Well, I'm starting to write this at 3:39 AM. I am wide awake because, well, I am. Part of the norm and all. I just finished writing an email to a guy I have never met. I wrote to him because I want him to know his story is the same story a few of us have learned.
It goes back to my saying that history repeats itself, and unless you figure out what you are doing wrong, you are going to live it and relive it all over again. Once the situation becomes new, then you know you have successfully learned and moved on to the next level.

Not for some, though. I think that it is funny that there are completely irrational people that blame others for problems that are a chain of events initiated by their own egotistical reactions. We all have blamed someone for doing something 'on purpose (regardless of that person's true intentions), but once the situation is analyzed, one would usually realize that the initial effect is typically beyond all control. It's things like road rage, where not being aware of your blindspot might cause you to cut someone off. In retaliation, that person follows you, clinging to your bumper, swearing, making obscene gestures, and eventually driving you off the road. Your demise has barely satisfied their need to retaliate. That's irrational.

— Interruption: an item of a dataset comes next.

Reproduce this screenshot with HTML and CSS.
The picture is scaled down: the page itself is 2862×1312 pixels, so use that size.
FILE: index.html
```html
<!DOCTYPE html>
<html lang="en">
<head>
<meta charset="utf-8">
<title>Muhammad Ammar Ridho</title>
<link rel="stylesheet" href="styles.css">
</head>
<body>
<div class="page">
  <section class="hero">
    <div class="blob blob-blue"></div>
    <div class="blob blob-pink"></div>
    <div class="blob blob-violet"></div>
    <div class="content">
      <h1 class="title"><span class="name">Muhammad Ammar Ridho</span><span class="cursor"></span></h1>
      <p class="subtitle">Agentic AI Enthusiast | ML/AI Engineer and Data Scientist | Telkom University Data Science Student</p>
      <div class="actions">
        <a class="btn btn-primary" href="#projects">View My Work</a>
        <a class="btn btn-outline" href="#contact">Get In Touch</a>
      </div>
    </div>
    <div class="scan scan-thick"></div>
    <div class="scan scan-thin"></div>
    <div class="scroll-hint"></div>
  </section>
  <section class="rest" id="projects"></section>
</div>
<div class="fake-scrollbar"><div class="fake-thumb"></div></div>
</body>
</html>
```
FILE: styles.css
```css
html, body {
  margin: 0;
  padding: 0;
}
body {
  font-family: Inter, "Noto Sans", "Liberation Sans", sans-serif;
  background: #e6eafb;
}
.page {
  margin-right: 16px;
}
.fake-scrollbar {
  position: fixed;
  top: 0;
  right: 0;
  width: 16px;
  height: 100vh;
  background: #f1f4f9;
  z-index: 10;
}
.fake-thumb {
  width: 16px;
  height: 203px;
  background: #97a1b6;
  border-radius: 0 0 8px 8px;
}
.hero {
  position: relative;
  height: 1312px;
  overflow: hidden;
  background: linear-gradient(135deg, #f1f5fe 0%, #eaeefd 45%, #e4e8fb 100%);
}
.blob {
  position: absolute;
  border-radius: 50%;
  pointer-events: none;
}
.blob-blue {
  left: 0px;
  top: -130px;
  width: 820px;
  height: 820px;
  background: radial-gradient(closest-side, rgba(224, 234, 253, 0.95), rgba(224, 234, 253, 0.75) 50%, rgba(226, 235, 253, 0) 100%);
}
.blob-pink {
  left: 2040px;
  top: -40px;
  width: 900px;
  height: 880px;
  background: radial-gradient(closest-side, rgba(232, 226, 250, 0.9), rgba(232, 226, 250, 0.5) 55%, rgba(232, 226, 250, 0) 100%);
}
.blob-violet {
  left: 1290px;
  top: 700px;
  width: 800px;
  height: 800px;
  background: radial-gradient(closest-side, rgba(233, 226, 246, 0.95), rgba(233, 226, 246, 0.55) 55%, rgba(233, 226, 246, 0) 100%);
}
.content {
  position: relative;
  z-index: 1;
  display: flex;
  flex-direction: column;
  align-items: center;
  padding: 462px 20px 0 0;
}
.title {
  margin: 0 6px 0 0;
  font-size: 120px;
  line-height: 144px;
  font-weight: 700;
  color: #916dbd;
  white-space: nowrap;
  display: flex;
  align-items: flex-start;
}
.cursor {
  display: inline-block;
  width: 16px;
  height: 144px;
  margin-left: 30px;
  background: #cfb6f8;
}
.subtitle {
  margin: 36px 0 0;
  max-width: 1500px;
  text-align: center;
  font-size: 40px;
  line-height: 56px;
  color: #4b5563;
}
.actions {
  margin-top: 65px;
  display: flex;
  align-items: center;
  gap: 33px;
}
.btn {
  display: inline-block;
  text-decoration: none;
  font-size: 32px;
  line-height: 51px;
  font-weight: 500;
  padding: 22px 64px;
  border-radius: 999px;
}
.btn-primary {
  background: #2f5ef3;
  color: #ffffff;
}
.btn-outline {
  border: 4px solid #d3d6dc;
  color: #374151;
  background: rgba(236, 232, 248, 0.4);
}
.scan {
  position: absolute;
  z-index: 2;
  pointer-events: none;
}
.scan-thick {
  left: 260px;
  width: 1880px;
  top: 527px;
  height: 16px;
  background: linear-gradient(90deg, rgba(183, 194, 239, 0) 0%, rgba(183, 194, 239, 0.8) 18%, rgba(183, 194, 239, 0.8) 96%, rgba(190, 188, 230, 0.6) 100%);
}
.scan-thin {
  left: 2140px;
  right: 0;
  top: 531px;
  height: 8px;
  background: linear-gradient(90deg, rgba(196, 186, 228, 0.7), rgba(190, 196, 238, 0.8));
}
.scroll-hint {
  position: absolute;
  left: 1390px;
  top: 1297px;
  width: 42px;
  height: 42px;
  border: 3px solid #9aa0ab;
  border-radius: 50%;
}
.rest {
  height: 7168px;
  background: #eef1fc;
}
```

It's also a parallel to Psychological Projection, but that's a whole other rant.

In any case, the point that I'm trying to illustrate is that the deeply afflicted irrational do not move on. They brood themselves into nothing. Their hatred and malice eventually consume them. Those that do not express spite resolve themselves with apathy.

I don't know what's worse, to be consumed by your own bitterness, or wither away because you feel nothing at all.

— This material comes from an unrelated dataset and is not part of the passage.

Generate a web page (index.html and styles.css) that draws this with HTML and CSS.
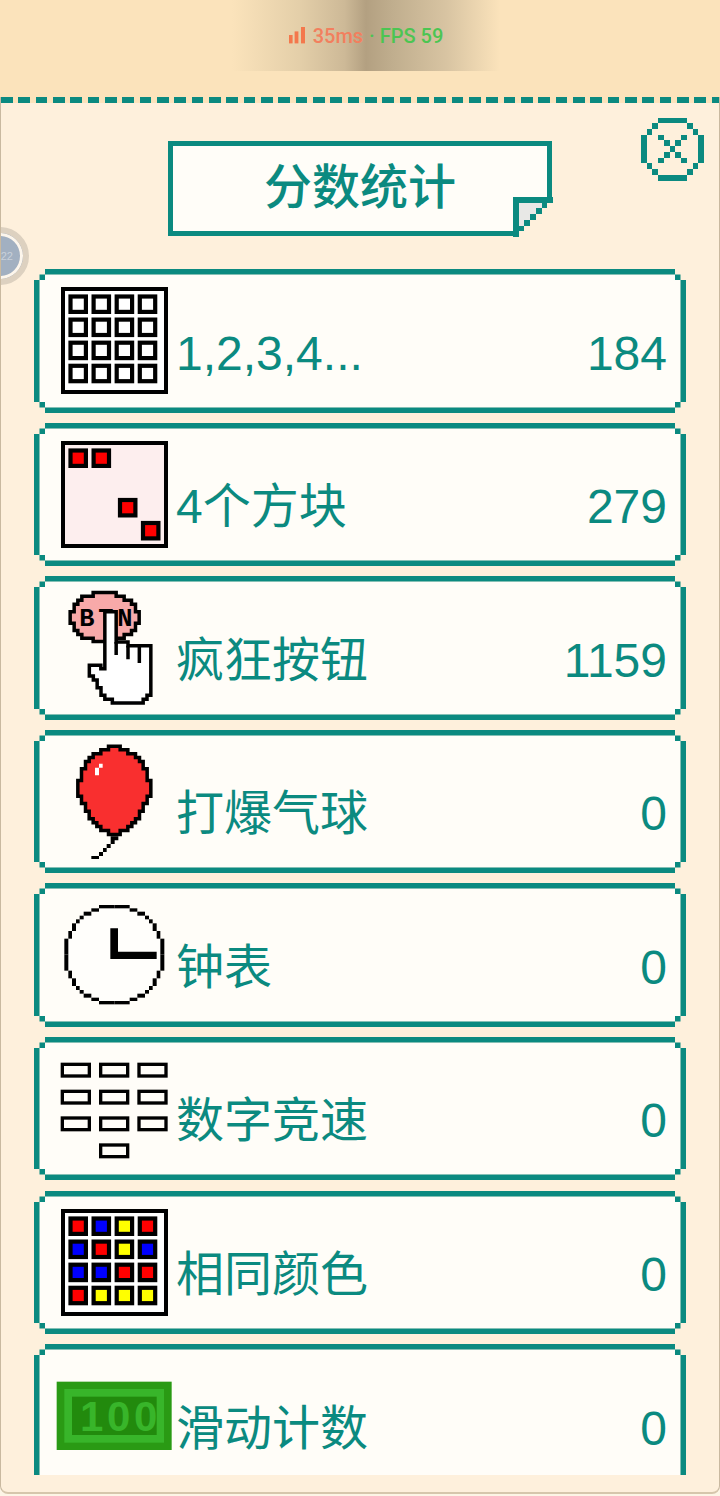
FILE: index.html
```html
<!DOCTYPE html>
<html>
  <head>
    <meta charset="utf-8" />
    <title>分数统计</title>
    <link rel="stylesheet" href="styles.css">
  </head>
  <body>
    <svg class="defs" width="0" height="0">
      <defs>
        <rect id="cell" width="15.4" height="15.4" stroke="#000" stroke-width="4.2" />
        <g id="clock-quarter">
          <rect x="207" y="60" width="46" height="10" />
          <rect x="184" y="70" width="23" height="10" />
          <rect x="161" y="80" width="23" height="12" />
          <rect x="149" y="92" width="12" height="11" />
          <rect x="138" y="103" width="11" height="12" />
          <rect x="126" y="115" width="12" height="23" />
          <rect x="115" y="138" width="11" height="23" />
          <rect x="103" y="161" width="12" height="48" />
        </g>
      </defs>
    </svg>

    <header class="status-bar">
      <div class="net-pill">
        <svg class="net-bars" width="16" height="17" viewBox="0 0 16 17">
          <rect x="0" y="8" width="3.6" height="8.4" />
          <rect x="5.6" y="4.4" width="3.8" height="12" />
          <rect x="12" y="0" width="4" height="16.4" />
        </svg>
        <span class="net-ms">35ms</span>
        <span class="net-fps">· FPS 59</span>
      </div>
    </header>

    <main class="panel">
      <div class="dashes"></div>

      <div class="float-ball"><span>22</span></div>

      <svg class="close-btn" width="63" height="64" viewBox="0 0 11 11" shape-rendering="crispEdges">
        <path d="M3 0h5v1H3zM2 1h1v1H2zM8 1h1v1H8zM1 2h1v1H1zM9 2h1v1H9zM0 3h1v5H0zM10 3h1v5H10zM1 8h1v1H1zM9 8h1v1H9zM2 9h1v1H2zM8 9h1v1H8zM3 10h5v1H3z" />
        <path d="M3 3h1v1H3zM7 3h1v1H7zM4 4h1v1H4zM6 4h1v1H6zM5 5h1v1H5zM4 6h1v1H4zM6 6h1v1H6zM3 7h1v1H3zM7 7h1v1H7z" />
      </svg>

      <h1 class="title">
        分数统计
        <svg class="title-fold" width="40" height="40" viewBox="0 0 7 7" shape-rendering="crispEdges">
          <path class="fold-bg" d="M1 1h6v6H1z" />
          <path class="fold-paper" d="M1 1h4v1H4v1H3v1H2v1H1z" />
          <path class="fold-line" d="M0 0h7v1H0zM0 0h1v7H0zM5 1h1v1H5zM4 2h1v1H4zM3 3h1v1H3zM2 4h1v1H2zM1 5h1v1H1z" />
        </svg>
      </h1>

      <div class="score-list">
        <div class="score-row">
          <svg class="game-icon" viewBox="0 0 108 108">
            <rect class="frame" x="2" y="2" width="103" height="103" fill="#fff" />
            <g fill="#fff">
              <use href="#cell" x="9.5" y="9.5" /><use href="#cell" x="32.6" y="9.5" /><use href="#cell" x="55.7" y="9.5" /><use href="#cell" x="78.8" y="9.5" />
              <use href="#cell" x="9.5" y="32.6" /><use href="#cell" x="32.6" y="32.6" /><use href="#cell" x="55.7" y="32.6" /><use href="#cell" x="78.8" y="32.6" />
              <use href="#cell" x="9.5" y="55.7" /><use href="#cell" x="32.6" y="55.7" /><use href="#cell" x="55.7" y="55.7" /><use href="#cell" x="78.8" y="55.7" />
              <use href="#cell" x="9.5" y="78.8" /><use href="#cell" x="32.6" y="78.8" /><use href="#cell" x="55.7" y="78.8" /><use href="#cell" x="78.8" y="78.8" />
            </g>
          </svg>
          <span class="score-name">1,2,3,4...</span>
          <span class="score-value">184</span>
        </div>

        <div class="score-row">
          <svg class="game-icon" viewBox="0 0 108 108">
            <rect class="frame" x="2" y="2" width="103" height="103" fill="#fdeeee" />
            <g fill="#f00">
              <use href="#cell" x="9.5" y="9.5" /><use href="#cell" x="32.6" y="9.5" />
              <use href="#cell" x="59" y="59" /><use href="#cell" x="82" y="82" />
            </g>
          </svg>
          <span class="score-name">4个方块</span>
          <span class="score-value">279</span>
        </div>

        <div class="score-row">
          <svg class="game-icon" viewBox="93 57 324 324">
            <path class="pixel-line" fill="#f8a9a9" d="M189.5 52.5H258.5V63.5H282.5V75.5H304.5V87.5H316.5V110.5H327.5V144.5H316.5V166.5H304.5V178.5H282.5V189.5H258.5V199.5H189.5V189.5H155.5V178.5H143.5V166.5H132.5V144.5H120.5V110.5H132.5V87.5H143.5V75.5H155.5V63.5H189.5Z" />
            <text class="btn-text" x="148" y="154">BTN</text>
            <path class="pixel-line" fill="#fff" d="M224.5 110H258.5V201H294V212H362.5V361H351V372.5H339.5V384H247V372.5H224.5V361H213V338H201.5V315H190V303H178V270.5H212.5V281.5H224.5Z" />
            <path class="pixel-line" fill="none" d="M258.5 201V240M294 212V253M328 212V264" />
          </svg>
          <span class="score-name">疯狂按钮</span>
          <span class="score-value">1159</span>
        </div>

        <div class="score-row">
          <svg class="game-icon" viewBox="93 518 324 324">
            <path class="pixel-line" fill="#f92f2f" d="M253 512.5H235.5V523.5H212.5V535.5H189.5V546.5H177.5V558.5H166.5V580.5H154.5V615.5H143.5V662.5H154.5V684.5H166.5V707.5H177.5V730.5H189.5V742.5H200.5V753.5H212.5V765.5H235.5V777.5H270.5V765.5H293.5V753.5H305.5V742.5H316.5V730.5H328.5V707.5H339.5V684.5H351.5V662.5H362.5V615.5H351.5V580.5H339.5V558.5H328.5V546.5H316.5V535.5H293.5V523.5H270.5V512.5Z" />
            <path fill="#fff" d="M195 577H207V600H195ZM207 565H218V577H207Z" />
            <path d="M242 783H265V795H254V806H242ZM230 806H242V818H230ZM219 818H230V830H219ZM207 830H219V842H207ZM184 842H207V851H184Z" />
          </svg>
          <span class="score-name">打爆气球</span>
          <span class="score-value">0</span>
        </div>

        <div class="score-row">
          <svg class="game-icon" viewBox="93 48 324 324">
            <circle cx="253" cy="209" r="145" fill="#fffefb" />
            <use href="#clock-quarter" />
            <use href="#clock-quarter" transform="translate(506 0) scale(-1 1)" />
            <use href="#clock-quarter" transform="translate(0 418) scale(1 -1)" />
            <use href="#clock-quarter" transform="translate(506 418) scale(-1 -1)" />
            <path d="M241 130H264V200H380V222H241Z" />
          </svg>
          <span class="score-name">钟表</span>
          <span class="score-value">0</span>
        </div>

        <div class="score-row">
          <svg class="game-icon" viewBox="93 510 324 324">
            <g class="keypad">
              <rect x="97" y="538" width="81" height="35" /><rect x="212" y="538" width="81" height="35" /><rect x="327" y="538" width="81" height="35" />
              <rect x="97" y="619" width="81" height="35" /><rect x="212" y="619" width="81" height="35" /><rect x="327" y="619" width="81" height="35" />
              <rect x="97" y="699" width="81" height="35" /><rect x="212" y="699" width="81" height="35" /><rect x="327" y="699" width="81" height="35" />
              <rect x="212" y="780" width="81" height="35" />
            </g>
          </svg>
          <span class="score-name">数字竞速</span>
          <span class="score-value">0</span>
        </div>

        <div class="score-row">
          <svg class="game-icon" viewBox="0 0 108 108">
            <rect class="frame" x="2" y="2" width="103" height="103" fill="#fff" />
            <use href="#cell" x="9.5" y="9.5" fill="#f00" /><use href="#cell" x="32.6" y="9.5" fill="#00f" /><use href="#cell" x="55.7" y="9.5" fill="#ff0" /><use href="#cell" x="78.8" y="9.5" fill="#f00" />
            <use href="#cell" x="9.5" y="32.6" fill="#00f" /><use href="#cell" x="32.6" y="32.6" fill="#f00" /><use href="#cell" x="55.7" y="32.6" fill="#ff0" /><use href="#cell" x="78.8" y="32.6" fill="#00f" />
            <use href="#cell" x="9.5" y="55.7" fill="#00f" /><use href="#cell" x="32.6" y="55.7" fill="#00f" /><use href="#cell" x="55.7" y="55.7" fill="#f00" /><use href="#cell" x="78.8" y="55.7" fill="#f00" />
            <use href="#cell" x="9.5" y="78.8" fill="#f00" /><use href="#cell" x="32.6" y="78.8" fill="#ff0" /><use href="#cell" x="55.7" y="78.8" fill="#ff0" /><use href="#cell" x="78.8" y="78.8" fill="#ff0" />
          </svg>
          <span class="score-name">相同颜色</span>
          <span class="score-value">0</span>
        </div>

        <div class="score-row">
          <svg class="game-icon" viewBox="93 501 324 324">
            <rect x="80" y="560" width="345" height="205" fill="#2a9a14" />
            <rect x="103" y="582" width="299" height="161" fill="#38b52a" />
            <rect x="126" y="605" width="254" height="115" fill="#228a0d" />
            <text class="money-text" x="150" y="708">100</text>
          </svg>
          <span class="score-name">滑动计数</span>
          <span class="score-value">0</span>
        </div>
      </div>
    </main>
  </body>
</html>
```

FILE: styles.css
```css
* {
  box-sizing: border-box;
}
html,
body {
  margin: 0;
  height: 1496px;
  overflow: hidden;
}
body {
  position: relative;
  background-color: #fdf5e6;
  font-family: "Liberation Sans", "Noto Sans CJK SC", sans-serif;
}
.defs {
  display: block;
  height: 0;
}

/* top strip */
.status-bar {
  height: 97px;
  background-color: #fbe3bb;
  display: flex;
  justify-content: center;
}
.net-pill {
  width: 268px;
  height: 71px;
  margin-left: 12px;
  display: flex;
  align-items: center;
  justify-content: center;
  gap: 8px;
  font-family: Roboto, sans-serif;
  font-size: 20px;
  font-weight: 500;
  background: linear-gradient(90deg, #fbe3bb 0%, #e4cfa9 25%, #cdb997 42%, #b3a081 50%, #c0ae8e 60%, #d8c4a2 80%, #fbe3bb 100%);
}
.net-bars {
  fill: #f4784c;
  margin-top: -1px;
}
.net-ms {
  color: #f27f5e;
}
.net-fps {
  color: #4cc552;
  margin-left: -2px;
}

/* panel */
.panel {
  position: relative;
  height: 1397px;
  background-color: #fef0dc;
  border-left: 1px solid #c9b9a0;
  border-right: 1px solid #c9b9a0;
  border-bottom: 2px solid #d6c6ac;
  border-radius: 0 0 8px 8px;
  overflow: hidden;
}
.dashes {
  height: 5.5px;
  background: repeating-linear-gradient(90deg, #0b8a80 0, #0b8a80 11.7px, transparent 11.7px, transparent 17.33px);
  background-color: #fbe3bb;
}
.float-ball {
  position: absolute;
  left: -30px;
  top: 130px;
  width: 58px;
  height: 58px;
  border: 6px solid #ddd1c0;
  border-radius: 50%;
  background-color: #a2b0c1;
  box-shadow: inset 0 0 0 3px #fdf6ec;
  display: flex;
  align-items: center;
  justify-content: flex-end;
  padding-right: 10px;
  color: #c9d1da;
  font-size: 11px;
}
.close-btn {
  position: absolute;
  right: 15px;
  top: 20px;
  fill: #0b8a80;
}

/* title card */
.title {
  position: relative;
  width: 384px;
  height: 95px;
  margin: 38.5px auto 0;
  border: 5.5px solid #0b8a80;
  background-color: #fffdf8;
  color: #0b8a80;
  font-size: 48px;
  font-weight: 500;
  line-height: 84px;
  text-align: center;
}
.title-fold {
  position: absolute;
  right: -5.5px;
  bottom: -5.5px;
}
.fold-bg {
  fill: #fef0dc;
}
.fold-paper {
  fill: #e8e8e6;
}
.fold-line {
  fill: #0b8a80;
}

/* list */
.score-list {
  height: 1206px;
  margin-top: 33px;
  padding: 0 33px;
  overflow: hidden;
  display: flex;
  flex-direction: column;
  gap: 10.1px;
}
.score-row {
  flex: none;
  height: 143.5px;
  display: flex;
  align-items: flex-end;
  padding: 7px 8px 18px 16px;
  border: 11px solid transparent;
  border-image: url("data:image/svg+xml,%3Csvg xmlns='http://www.w3.org/2000/svg' width='34' height='34'%3E%3Cpath fill='%23fffdf8' d='M11 5.5H23V11H28.5V23H23V28.5H11V23H5.5V11H11Z'/%3E%3Cpath fill='%230b8a80' d='M11 0H23V5.5H11ZM11 28.5H23V34H11ZM0 11H5.5V23H0ZM28.5 11H34V23H28.5ZM5.5 5.5H11V11H5.5ZM23 5.5H28.5V11H23ZM5.5 23H11V28.5H5.5ZM23 23H28.5V28.5H23Z'/%3E%3C/svg%3E") 11 fill;
  color: #0b8a80;
  font-size: 48px;
  line-height: 60px;
}
.game-icon {
  flex: none;
  align-self: flex-start;
  width: 108px;
  height: 108px;
  overflow: visible;
}
.score-name {
  margin-left: 7px;
  flex: 1;
}
.score-value {
  flex: none;
}

/* icon parts */
.frame {
  stroke: #000;
  stroke-width: 4;
}
.pixel-line {
  stroke: #000;
  stroke-width: 10.5;
}
.keypad {
  fill: #fffdf8;
  stroke: #000;
  stroke-width: 10;
}
.btn-text {
  font-family: "Liberation Mono", monospace;
  font-size: 76px;
  font-weight: bold;
  letter-spacing: 11.4px;
}
.money-text {
  font-family: "Liberation Sans", sans-serif;
  font-size: 126px;
  font-weight: bold;
  letter-spacing: 11px;
  fill: #38b52a;
}
```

So for all those who have recently (or ultimately) been wronged by an irrational monster, I wish you peace. It is the only way to conquer that which has no soul.

It is 4:51 now. I think I have attempted to write a relevant rant. If I have not succeeded, please send all comments to the complaint department. The will be promptly evaluated and responded to.

Tuesday, November 6, 2007

This is Happening.

It seems so long ago, it seems so far away ago;
Where the arrows of Jupiter cannot break the woven shackles of the hopeless,
I'm there and gone.
and the days flood all over again.


I have reached the full circle, and I am back where I had left off. It's not a bad thing by any means. I only wish I was able to do it sooner. I am reminded, though, that such expedited fortunes are reserved for the apathetic.

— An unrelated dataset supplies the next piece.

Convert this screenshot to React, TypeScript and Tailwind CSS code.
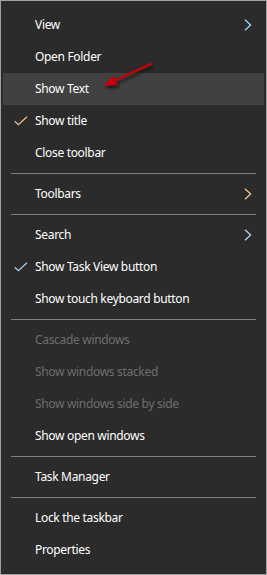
import React from "react";

type Item =
  | { kind: "sep" }
  | {
      kind: "item";
      label: string;
      check?: "orange" | "blue";
      sub?: "orange" | "blue";
      disabled?: boolean;
      hover?: boolean;
    };

const items: Item[] = [
  { kind: "item", label: "View", sub: "blue" },
  { kind: "item", label: "Open Folder" },
  { kind: "item", label: "Show Text", hover: true },
  { kind: "item", label: "Show title", check: "orange" },
  { kind: "item", label: "Close toolbar" },
  { kind: "sep" },
  { kind: "item", label: "Toolbars", sub: "orange" },
  { kind: "sep" },
  { kind: "item", label: "Search", sub: "blue" },
  { kind: "item", label: "Show Task View button", check: "blue" },
  { kind: "item", label: "Show touch keyboard button" },
  { kind: "sep" },
  { kind: "item", label: "Cascade windows", disabled: true },
  { kind: "item", label: "Show windows stacked", disabled: true },
  { kind: "item", label: "Show windows side by side", disabled: true },
  { kind: "item", label: "Show open windows" },
  { kind: "sep" },
  { kind: "item", label: "Task Manager" },
  { kind: "sep" },
  { kind: "item", label: "Lock the taskbar" },
  { kind: "item", label: "Properties" },
];

const tint = { orange: "#f3c58e", blue: "#a9d2f3" };

function Chevron({ color }: { color: string }) {
  return (
    <svg width="8" height="12" viewBox="0 0 8 12" className="shrink-0">
      <path d="M1 0.8 L6.6 6 L1 11.2" fill="none" stroke={color} strokeWidth="1.3" />
    </svg>
  );
}

function Check({ color }: { color: string }) {
  return (
    <svg width="14" height="10" viewBox="0 0 14 10">
      <path d="M0.8 5.2 L4.4 8.6 L13 0.8" fill="none" stroke={color} strokeWidth="1.2" />
    </svg>
  );
}

export default function App() {
  return (
    <div className="relative h-[575px] w-[267px] border border-[#a0a0a0] bg-[#2b2b2b] px-[2px] pt-[8px] pb-[8px] text-[12px] [font-family:'Noto_Sans','Open_Sans',sans-serif]">
      {items.map((it, i) =>
        it.kind === "sep" ? (
          <div key={i} className="flex h-[9px] items-center px-[8px]">
            <div className="h-px w-full bg-[#808080]" />
          </div>
        ) : (
          <div
            key={i}
            className={`flex h-[32px] items-center ${it.hover ? "bg-[#414141]" : ""}`}
          >
            <div className="flex w-[32px] justify-center pl-[3px]">
              {it.check && <Check color={tint[it.check]} />}
            </div>
            <span
              className={`flex-1 tracking-[-0.32px] ${it.disabled ? "text-[#6d6d6d]" : "text-white"}`}
            >
              {it.label}
            </span>
            <div className="flex w-[20px] justify-start">
              {it.sub && <Chevron color={tint[it.sub]} />}
            </div>
          </div>
        )
      )}

      {/* red annotation arrow */}
      <svg
        className="pointer-events-none absolute left-[95px] top-[55px]"
        width="65"
        height="45"
        viewBox="0 0 65 45"
      >
        <defs>
          <filter id="sh" x="-20%" y="-20%" width="150%" height="160%">
            <feDropShadow dx="1.5" dy="2.5" stdDeviation="1.6" floodColor="#000" floodOpacity="0.65" />
          </filter>
        </defs>
        <g filter="url(#sh)">
          <path d="M55 8 L18 25" stroke="#c8000a" strokeWidth="2.4" strokeLinecap="round" />
          <path d="M7 30 L17 20 L22 29 Z" fill="#c8000a" />
        </g>
      </svg>
    </div>
  );
}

I don't feel the cold as much. The phantom scents are the only persistent reminder of that empty blue room. Well, that and a few notes of familiar songs.
I still miss him. At least that lonely graveyard returned one person back into my life. I cannot even reverse the memories and expel them into a visual construction. They are simply too destructive to release there. Even thinking about it for longer than a minute could be enough to let them inhabit my dreams. I want it gone for good.

It's getting there.

I was walking one day, and I felt like I never left. I found some old oil paintings, and they smelled like warmth and comfort.
I realized there is a gap in my sketchbook that no matter how hard I'd like to fill it with those missing memories, there will simply be no way to do it, or do it without shredding this puzzle piece heart.

I'll always remember rain, I'll always remember how gray the mountains made everything seem. I'll always remember cutting the puddles at night, the mist in the endless fields, the marsh and the shade. I'll always remember the signs that told me to leave before I even arrived.
The Black Dog omen still haunts me. When I awoke, I quickly rendered the beast. It's buried in my box somewhere. I think that's the best place for it.

I hope Winter will return this year to assure that things have been made right. I haven't much time left, and I don't want to be a ghost.

I apologize that this entry didn't make much sense from the outside. Insomnia tends to awaken more then just my physical being. That being the case, my fingers just follow step. I'll attempt to make a more coherent post at a later time.